_To be done:_
Your copy of the material must match it exactly, except that pictures are dropped.

_Dataset extract:_
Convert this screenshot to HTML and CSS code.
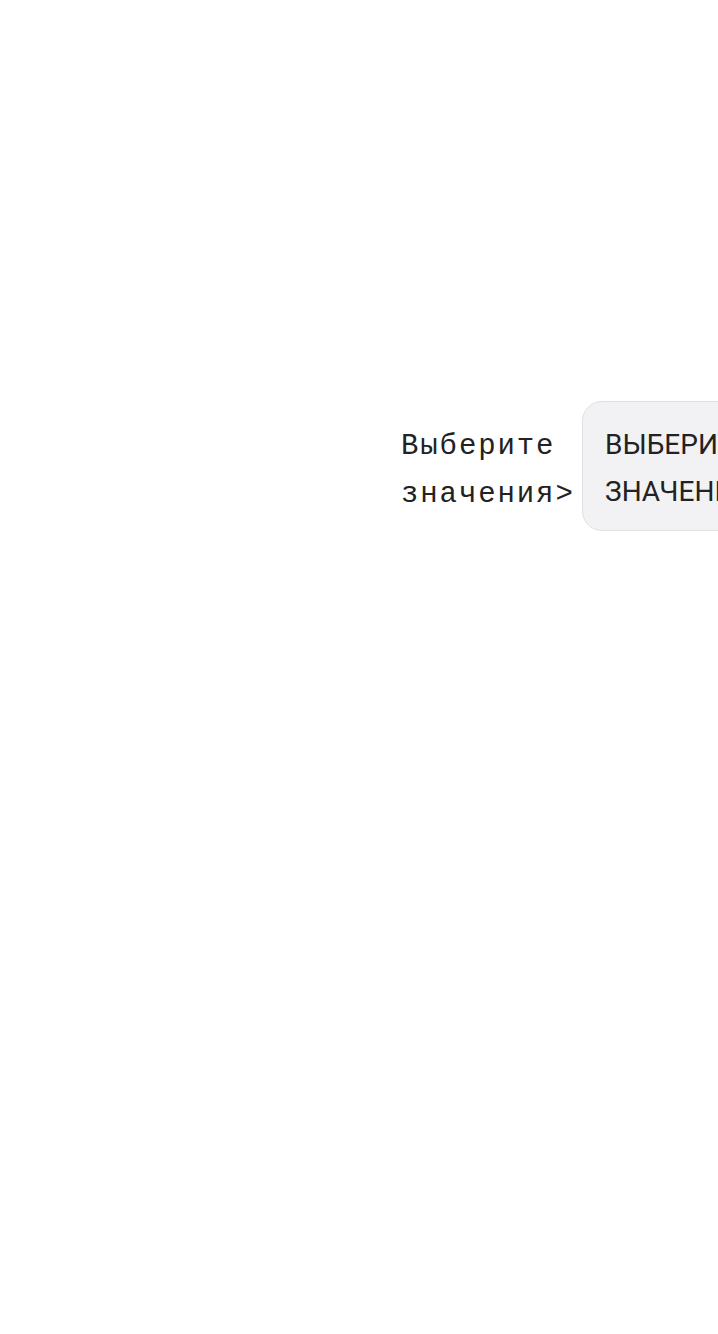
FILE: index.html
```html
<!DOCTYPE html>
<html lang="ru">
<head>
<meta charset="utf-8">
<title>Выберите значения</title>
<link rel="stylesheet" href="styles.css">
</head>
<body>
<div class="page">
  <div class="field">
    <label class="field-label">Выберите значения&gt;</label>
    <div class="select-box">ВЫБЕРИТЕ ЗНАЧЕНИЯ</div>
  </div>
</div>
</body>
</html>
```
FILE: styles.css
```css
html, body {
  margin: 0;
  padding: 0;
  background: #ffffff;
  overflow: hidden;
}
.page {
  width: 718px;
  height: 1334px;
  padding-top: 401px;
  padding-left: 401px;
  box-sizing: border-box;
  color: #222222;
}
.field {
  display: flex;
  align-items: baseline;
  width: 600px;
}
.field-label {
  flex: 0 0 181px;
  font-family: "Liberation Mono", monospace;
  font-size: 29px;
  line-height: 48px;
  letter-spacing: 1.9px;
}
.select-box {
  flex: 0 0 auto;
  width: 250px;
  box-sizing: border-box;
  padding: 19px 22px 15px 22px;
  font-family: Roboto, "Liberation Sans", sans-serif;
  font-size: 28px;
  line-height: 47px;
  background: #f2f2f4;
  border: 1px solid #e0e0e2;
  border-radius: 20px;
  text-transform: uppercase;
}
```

_Full output:_
Convert this screenshot to HTML and CSS code.
FILE: index.html
```html
<!DOCTYPE html>
<html lang="ru">
<head>
<meta charset="utf-8">
<title>Выберите значения</title>
<link rel="stylesheet" href="styles.css">
</head>
<body>
<div class="page">
  <div class="field">
    <label class="field-label">Выберите значения&gt;</label>
    <div class="select-box">ВЫБЕРИТЕ ЗНАЧЕНИЯ</div>
  </div>
</div>
</body>
</html>
```
FILE: styles.css
```css
html, body {
  margin: 0;
  padding: 0;
  background: #ffffff;
  overflow: hidden;
}
.page {
  width: 718px;
  height: 1334px;
  padding-top: 401px;
  padding-left: 401px;
  box-sizing: border-box;
  color: #222222;
}
.field {
  display: flex;
  align-items: baseline;
  width: 600px;
}
.field-label {
  flex: 0 0 181px;
  font-family: "Liberation Mono", monospace;
  font-size: 29px;
  line-height: 48px;
  letter-spacing: 1.9px;
}
.select-box {
  flex: 0 0 auto;
  width: 250px;
  box-sizing: border-box;
  padding: 19px 22px 15px 22px;
  font-family: Roboto, "Liberation Sans", sans-serif;
  font-size: 28px;
  line-height: 47px;
  background: #f2f2f4;
  border: 1px solid #e0e0e2;
  border-radius: 20px;
  text-transform: uppercase;
}
```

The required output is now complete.